[Start DATASET EXCERPT]
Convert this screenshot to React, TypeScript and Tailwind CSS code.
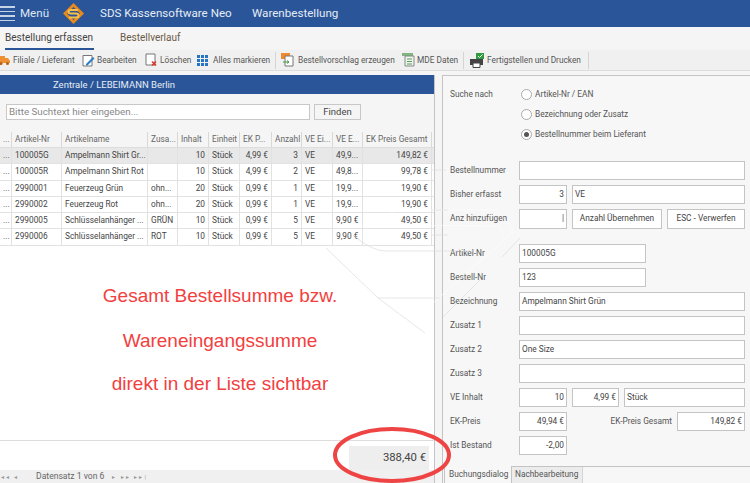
import React from "react";

const gridCols = "grid grid-cols-[12px_50px_86px_30px_31px_31px_32px_30px_31px_30px_69px]";

const rows = [
  ["...", "100005G", "Ampelmann Shirt Gr...", "", "10", "Stück", "4,99 €", "3", "VE", "49,9...", "149,82 €"],
  ["...", "100005R", "Ampelmann Shirt Rot", "", "10", "Stück", "4,99 €", "2", "VE", "49,8...", "99,78 €"],
  ["...", "2990001", "Feuerzeug Grün", "ohn...", "20", "Stück", "0,99 €", "1", "VE", "19,9...", "19,90 €"],
  ["...", "2990002", "Feuerzeug Rot", "ohn...", "20", "Stück", "0,99 €", "1", "VE", "19,9...", "19,90 €"],
  ["...", "2990005", "Schlüsselanhänger ...", "GRÜN", "10", "Stück", "0,99 €", "5", "VE", "9,90 €", "49,50 €"],
  ["...", "2990006", "Schlüsselanhänger ...", "ROT", "10", "Stück", "0,99 €", "5", "VE", "9,90 €", "49,50 €"],
];

const heads = ["...", "Artikel-Nr", "Artikelname", "Zusa...", "Inhalt", "Einheit", "EK P...", "Anzahl", "VE Ei...", "VE E...", "EK Preis Gesamt"];

const rightAligned = [4, 6, 7, 10];

function Box({ w, text, right, tall }: { w: string; text?: string; right?: boolean; tall?: boolean }) {
  return (
    <div className={`${w} ${tall ? "h-[20px] leading-[17px]" : "h-[19px] leading-[16px]"} shrink-0 border border-[#c4c4c4] bg-white px-[2px] text-[#444] ${right ? "text-right" : ""}`}>
      {text}
    </div>
  );
}

function Field({ label, children, gap }: { label: string; children: React.ReactNode; gap?: string }) {
  return (
    <div className={`flex h-[19px] items-center ${gap ?? "mb-[5px]"}`}>
      <div className="w-[69px] shrink-0 text-[#555]">{label}</div>
      <div className="flex flex-1 items-center gap-[5px]">{children}</div>
    </div>
  );
}

function Radio({ label, on }: { label: string; on?: boolean }) {
  return (
    <div className="flex h-[20px] items-center gap-[3px]">
      <div className="flex h-[11px] w-[11px] items-center justify-center rounded-full border border-[#aaa] bg-white">
        {on && <div className="h-[5px] w-[5px] rounded-full bg-[#555]" />}
      </div>
      <span className="text-[#555]">{label}</span>
    </div>
  );
}

function ToolItem({ icon, label, cls }: { icon: React.ReactNode; label: string; cls: string }) {
  return (
    <div className={`flex items-center whitespace-nowrap ${cls}`}>
      {icon}
      <span className="text-[#555]">{label}</span>
    </div>
  );
}

export default function App() {
  return (
    <div className="relative flex h-[483px] w-[750px] flex-col overflow-hidden bg-[#f5f5f5] font-['Roboto','Liberation_Sans',sans-serif] text-[8.300px]">
      {/* HEADER */}
      <div className="flex h-[27px] shrink-0 items-center bg-[#2a5699] text-[11.600px] text-white">
        <div className="flex w-[15px] flex-col gap-[3px]">
          <div className="h-[1.5px] bg-[#c6d3e6]" />
          <div className="h-[1.5px] bg-[#c6d3e6]" />
          <div className="h-[1.5px] bg-[#c6d3e6]" />
          <div className="h-[1.5px] bg-[#c6d3e6]" />
        </div>
        <span className="ml-[5px] w-[42px] text-[#dfe7f3]">Menü</span>
        <svg width="23" height="23" viewBox="0 0 23 23" className="shrink-0">
          <path d="M11.5 1 L22 11.5 L11.5 22 L1 11.5 Z" fill="#e8891c" />
          <path d="M11.5 5 L18 11.5 L11.5 18 L5 11.5 Z" fill="#2a5699" />
          <path d="M16 8 H9 Q6.500 8 6.500 10 Q6.500 11.500 9 11.500 H14 Q16.500 11.500 16.500 13.500 Q16.500 15.500 14 15.500 H7" fill="none" stroke="#f7c04a" strokeWidth="2" />
        </svg>
        <span className="ml-[15px] w-[152px] text-[#e6ecf5]">SDS Kassensoftware Neo</span>
        <span className="text-[#e6ecf5]">Warenbestellung</span>
      </div>

      {/* TABS */}
      <div className="flex h-[23px] shrink-0 items-start pl-[5px] pt-[3px] text-[10px]">
        <div className="w-[115px]">
          <div className="inline-block h-[20px] border-b-2 border-[#2a5699] pr-[1px] leading-[15px] text-[#444]">Bestellung erfassen</div>
        </div>
        <span className="leading-[15px] text-[#6a5a48]">Bestellverlauf</span>
      </div>

      {/* TOOLBAR */}
      <div className="flex h-[21px] shrink-0 items-center border-b border-[#dcdcdc] bg-[#f0f0f0]">
        <ToolItem
          cls="-ml-[2px] w-[84px]"
          label="Filiale / Lieferant"
          icon={
            <svg width="15" height="12" viewBox="0 0 15 12" className="shrink-0">
              <path d="M0 2H7V9H0Z M7 4H10L12 7V9H7Z" fill="#ef8f33" />
              <circle cx="3" cy="9.500" r="1.500" fill="#b65f16" />
              <circle cx="9.500" cy="9.500" r="1.500" fill="#b65f16" />
            </svg>
          }
        />
        <ToolItem
          cls="w-[63px]"
          label="Bearbeiten"
          icon={
            <svg width="15" height="13" viewBox="0 0 15 13" className="shrink-0">
              <path d="M1 1.500H10V12H1Z" fill="#fff" stroke="#777" />
              <path d="M4 10L11 3L12.500 4.500L5.500 11.500L4 11.500Z" fill="#2f7fc6" />
            </svg>
          }
        />
        <ToolItem
          cls="w-[52px]"
          label="Löschen"
          icon={
            <svg width="15" height="14" viewBox="0 0 15 14" className="shrink-0">
              <path d="M1 1H10V12H1Z" fill="#fff" stroke="#777" />
              <path d="M7 8.500L11 12.500M11 8.500L7 12.500" stroke="#d83a2a" strokeWidth="1.600" />
            </svg>
          }
        />
        <ToolItem
          cls="w-[78px]"
          label="Alles markieren"
          icon={
            <svg width="16" height="11" viewBox="0 0 16 11" className="shrink-0">
              <path d="M0 0H3V3H0ZM4 0H7V3H4ZM8 0H11V3H8ZM0 4H3V7H0ZM4 4H7V7H4ZM8 4H11V7H8ZM0 8H3V11H0ZM4 8H7V11H4ZM8 8H11V11H8Z" fill="#2773c4" />
            </svg>
          }
        />
        <div className="h-[17px] w-px bg-[#d4d4d4]" />
        <ToolItem
          cls="ml-[5px] w-[121px]"
          label="Bestellvorschlag erzeugen"
          icon={
            <svg width="17" height="14" viewBox="0 0 17 14" className="shrink-0">
              <path d="M0 0H9V6H0Z" fill="#f08a2c" />
              <path d="M4 3H12V13H4Z" fill="#fff" stroke="#777" />
              <path d="M2 9H8M6 7.500L8 9L6 10.500" stroke="#3f9a3f" fill="none" />
            </svg>
          }
        />
        <ToolItem
          cls="w-[61px]"
          label="MDE Daten"
          icon={
            <svg width="15" height="14" viewBox="0 0 15 14" className="shrink-0">
              <path d="M0 0H11V3H0Z" fill="#7fb67f" />
              <path d="M3 3H12V13H3Z" fill="#eef3ee" stroke="#888" />
              <path d="M5 6H10M5 8.500H10M5 11H10" stroke="#5d9c5d" />
            </svg>
          }
        />
        <div className="h-[17px] w-px bg-[#d4d4d4]" />
        <ToolItem
          cls="ml-[6px] w-[118px]"
          label="Fertigstellen und Drucken"
          icon={
            <svg width="17" height="15" viewBox="0 0 17 15" className="shrink-0">
              <path d="M0 6H13V12H0Z" fill="#444" />
              <path d="M3 10H10V14.500H3Z" fill="#fff" stroke="#444" />
              <path d="M6 0H14V6H6Z" fill="#2f9a3f" />
              <path d="M8 3L9.500 4.500L12.500 1.500" stroke="#fff" fill="none" />
            </svg>
          }
        />
        <div className="h-[17px] w-px bg-[#d4d4d4]" />
      </div>

      {/* BODY */}
      <div className="flex min-h-0 flex-1 pt-[4px]">
        {/* LEFT PANEL */}
        <div className="flex w-[435px] shrink-0 flex-col border-r border-[#c4c4c4] bg-white">
          <div className="h-[19px] shrink-0 bg-[#2a5699] pl-[53px] text-[9.500px] leading-[19px] text-[#e6ecf5]">Zentrale / LEBEIMANN Berlin</div>
          <div className="flex h-[38px] shrink-0 items-start gap-[4px] bg-[#f5f5f5] pl-[6px] pt-[10px]">
            <div className="h-[16px] w-[304px] border border-[#c8c8c8] bg-white pl-[2px] text-[9.800px] leading-[14px] text-[#888]">Bitte Suchtext hier eingeben...</div>
            <div className="h-[16px] w-[47px] border border-[#c8c8c8] bg-[#f5f5f5] text-center text-[9.500px] leading-[14px] text-[#444]">Finden</div>
          </div>
          <div className={`${gridCols} h-[16px] shrink-0 border-b border-[#ddd] bg-[#f5f5f5] text-[#666]`}>
            {heads.map((h, i) => (
              <div key={i} className={`overflow-hidden whitespace-nowrap border-r border-[#d8d8d8] pl-[3px] leading-[14px] ${i === 7 ? "pr-[2px] text-right" : ""}`}>
                {h}
              </div>
            ))}
          </div>
          <div className="shrink-0">
            {rows.map((r, idx) => (
              <div key={idx} className={`${gridCols} h-[16.3px] border-b border-[#e2e2e2] ${idx === 0 ? "bg-[#e8e8e8]" : "bg-white"} text-[#444]`}>
                {r.map((c, i) => (
                  <div key={i} className={`overflow-hidden whitespace-nowrap border-r border-[#e2e2e2] px-[3px] leading-[15px] ${rightAligned.includes(i) ? "text-right" : ""}`}>
                    {c}
                  </div>
                ))}
              </div>
            ))}
          </div>
          <div className="min-h-0 flex-1" />
          <div className="flex h-[30px] shrink-0 items-end justify-end border-t border-[#ddd] pr-[5px]">
            <div className="h-[24px] w-[80px] bg-[#eeeeee] pr-[3px] text-right text-[11.300px] leading-[24px] text-[#444]">388,40 €</div>
          </div>
          <div className="flex h-[13px] shrink-0 items-center bg-[#f0f0f0] text-[8.600px] text-[#666]">
            <span className="w-[36px] pl-[1px] text-[6px] tracking-[2px] text-[#999]">◂◂ ◂</span>
            <span>Datensatz 1 von 6</span>
            <span className="ml-[8px] w-[98px] text-[6px] tracking-[2px] text-[#999]">▸ ▸▸ ▸▸|</span>
          </div>
        </div>

        {/* RIGHT PANEL */}
        <div className="ml-[7px] flex min-w-0 flex-1 flex-col border-l border-t border-[#c4c4c4] bg-[#f7f7f7]">
          <div className="flex-1 pl-[7px] pr-[5px] pt-[8px]">
            <div className="mb-[17px] flex">
              <div className="w-[71px] pt-[4px] text-[#555]">Suche nach</div>
              <div className="flex flex-col">
                <Radio label="Artikel-Nr / EAN" />
                <Radio label="Bezeichnung oder Zusatz" />
                <Radio label="Bestellnummer beim Lieferant" on />
              </div>
            </div>
            <Field label="Bestellnummer"><Box w="flex-1" /></Field>
            <Field label="Bisher erfasst">
              <Box w="w-[48px]" text="3" right />
              <Box w="flex-1" text="VE" />
            </Field>
            <Field label="Anz hinzufügen" gap="mb-[16px]">
              <Box w="w-[48px]" text="|" right tall />
              <Box w="w-[90px] text-center" text="Anzahl Übernehmen" tall />
              <Box w="flex-1 text-center" text="ESC - Verwerfen" tall />
            </Field>
            <Field label="Artikel-Nr"><Box w="w-[127px]" text="100005G" /></Field>
            <Field label="Bestell-Nr"><Box w="w-[127px]" text="123" /></Field>
            <Field label="Bezeichnung"><Box w="flex-1" text="Ampelmann Shirt Grün" /></Field>
            <Field label="Zusatz 1"><Box w="flex-1" /></Field>
            <Field label="Zusatz 2"><Box w="flex-1" text="One Size" /></Field>
            <Field label="Zusatz 3"><Box w="flex-1" /></Field>
            <Field label="VE Inhalt">
              <Box w="w-[48px]" text="10" right />
              <Box w="w-[47px]" text="4,99 €" right />
              <Box w="flex-1" text="Stück" />
            </Field>
            <Field label="EK-Preis">
              <Box w="w-[48px]" text="49,94 €" right />
              <div className="w-[100px] text-right text-[#555]">EK-Preis Gesamt</div>
              <Box w="flex-1" text="149,82 €" right />
            </Field>
            <Field label="Ist Bestand"><Box w="w-[48px]" text="-2,00" right /></Field>
          </div>
          <div className="flex h-[17px] shrink-0 border-t border-[#c4c4c4] pl-[1px] text-[#555]">
            <div className="-mt-px w-[68px] border-x border-[#c4c4c4] bg-[#f7f7f7] pl-[4px] leading-[17px]">Buchungsdialog</div>
            <div className="w-[71px] border-r border-[#d4d4d4] bg-[#ececec] pl-[3px] leading-[15px]">Nachbearbeitung</div>
          </div>
        </div>
      </div>

      {/* WATERMARK + ANNOTATION */}
      <svg width="750" height="483" viewBox="0 0 750 483" className="pointer-events-none absolute left-0 top-0">
        <g fill="none" stroke="#ffffff" strokeWidth="1" opacity="0.6">
          <path d="M385 228 Q386 210 400 210 H497 L514 231 L433 303 H378" />
          <path d="M358 226 Q360 225 500 226 L505 240" />
          <path d="M340 222 L335 240 H420" />
        </g>
        <g fill="none" stroke="#dddddd" strokeWidth="0.700">
          <path d="M326 248 L378 298 L425 333" />
          <path d="M353 235 Q372 251 385 251 H473" />
          <path d="M520 238 L502 257" />
          <path d="M480 280 L443 317" />
          <path d="M378 298 H440" />
          <path d="M432 170 H446 M432 210 H448 M432 235 H448" />
        </g>
      </svg>
      <div className="pointer-events-none absolute left-[53px] top-[285px] w-[334px] text-center font-['Liberation_Sans',sans-serif] text-[19px] leading-[21px] text-[#f24040]">
        <div>Gesamt Bestellsumme bzw.</div>
        <div className="mt-[24px]">Wareneingangssumme</div>
        <div className="mt-[22px]">direkt in der Liste sichtbar</div>
      </div>
      <svg width="750" height="483" viewBox="0 0 750 483" className="pointer-events-none absolute left-0 top-0">
        <ellipse cx="392" cy="455" rx="57" ry="26" fill="none" stroke="#ee4444" strokeWidth="4" />
      </svg>
    </div>
  );
}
[End DATASET EXCERPT]
# CHALLENGE
Return, from the data, each line that has the word "React" in it.

# FINISHED EXERCISE
Convert this screenshot to React, TypeScript and Tailwind CSS code.
import React from "react";
function Field({ label, children, gap }: { label: string; children: React.ReactNode; gap?: string }) {
function ToolItem({ icon, label, cls }: { icon: React.ReactNode; label: string; cls: string }) {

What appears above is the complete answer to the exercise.